SDC presenters include many technology inventors driving the leading edge of storage (and memory, see below) industries. So, if you are developing storage systems, SDC is a must attend conference.

As for plugfests, SNIA has held FC storage networking plugfests over the years which have been instrumental in helping storage networking adoption.

We also talked about SNIA hackathons. Apparently a decade or so back, SNIA held a hackathon on SMB (the file protocol formerly known as CIFS) where most of the industry experts and partners doing work on SAMBA (open source SMB implementation) and SMB proprietary software were present.

At the time, Jason was working for another company, developing an SMB protocol. While attending the hackathon, Jason found that he was able to develop 1-1 relationships with many of the lead SMB/SAMBA developers and was able to solve problems in days that would have taken months before.

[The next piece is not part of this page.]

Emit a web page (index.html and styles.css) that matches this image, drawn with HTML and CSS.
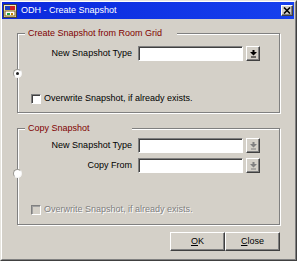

SNIA also has technology alliances with just about every other standards body involved in IT infrastructure, software and hardware today. As an indicator of where they are headed, SNIA recently joined with CNCF (Cloud Native Computing Foundation) to push for better storage under K8s.

SNIA has TWGs focused on technological areas that impact storage access. One TWG that has been going on now, for a long time, is Swordfish, an extension to the DMTF Redfish that focuses on managing storage.

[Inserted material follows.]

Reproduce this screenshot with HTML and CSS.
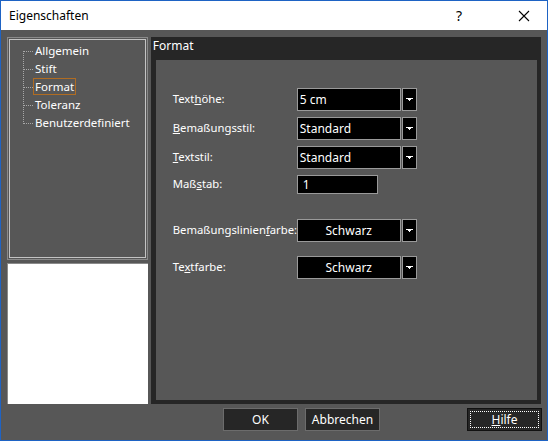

Swordfish has struggled over the years to achieve industry adoption. We spent time discussing some of the issues with Swordfish, but honestly,  IMHO, it may be too late to change course.

Given the recent SNIA alliance with CNCF, we started discussing the state of storage under K8s and containers. DrJ and Jason mentioned that storage access under K8s goes through so many layers of abstraction that IO performance is almost smothered in overhead. The thinking at SNIA is we need to come up with a better API that bypasses all this software overhead to  directly access hardware.

 SNIA’s been working on SDXI (Smart Data Acceleration Interface), a new hardware memory to memory, direct path protocol. Apparently, this is a new byte level, (storage?) protocol for moving data between memories. I believe SDXI assumes that at least one memory device is shared. The other could be in a storage server, smartNIC, GPU, server, etc. If SDXI were running in your shared memory and server, one could use the API to strip away all of the software abstraction layers that have built up over the years to accessi shared memory at near hardware speeds

DrJ mentioned was NVMe as another protocol that strips away software abstractions to allow direct access to (storage) hardware. The performance of Optane and SSDs (and it turns out disks) was being smothered by SCSI device protocols/abstrations that were the only way to talk to storage devices in the past. But NVM and NVMe came along, and stripped all the non-essential abstractions and protocol overhead away and all of a sudden sub 100 microsecond IO’s were possible. 

Dr. J Metz,  SNIA Chair & Technical Director AMD

J is the Chair of SNIA’s (Storage Networking Industry Association) Board of Directors and Technical Director for Systems Design for AMD where he works to coordinate and lead strategy on various industry initiatives related to systems architecture. Recognized as a leading storage networking expert, J is an evangelist for all storage-related technology and has a unique ability to dissect and explain complex concepts and strategies. He is passionate about the innerworkings and application of emerging technologies.

J has previously held roles in both startups and Fortune 100 companies as a Field CTO,  R&D Engineer, Solutions Architect, and Systems Engineer. He has been a leader in several key industry standards groups, sitting on the Board of Directors for the SNIA, Fibre Channel Industry Association (FCIA), and Non-Volatile Memory Express (NVMe). A popular blogger and active on Twitter, his areas of expertise include NVMe, SANs, Fibre Channel, and computational storage.

J is an entertaining presenter and prolific writer. He has won multiple awards as a speaker and author, writing over 300 articles and giving presentations and webinars attended by over 10,000 people. He earned his PhD from the University of Georgia.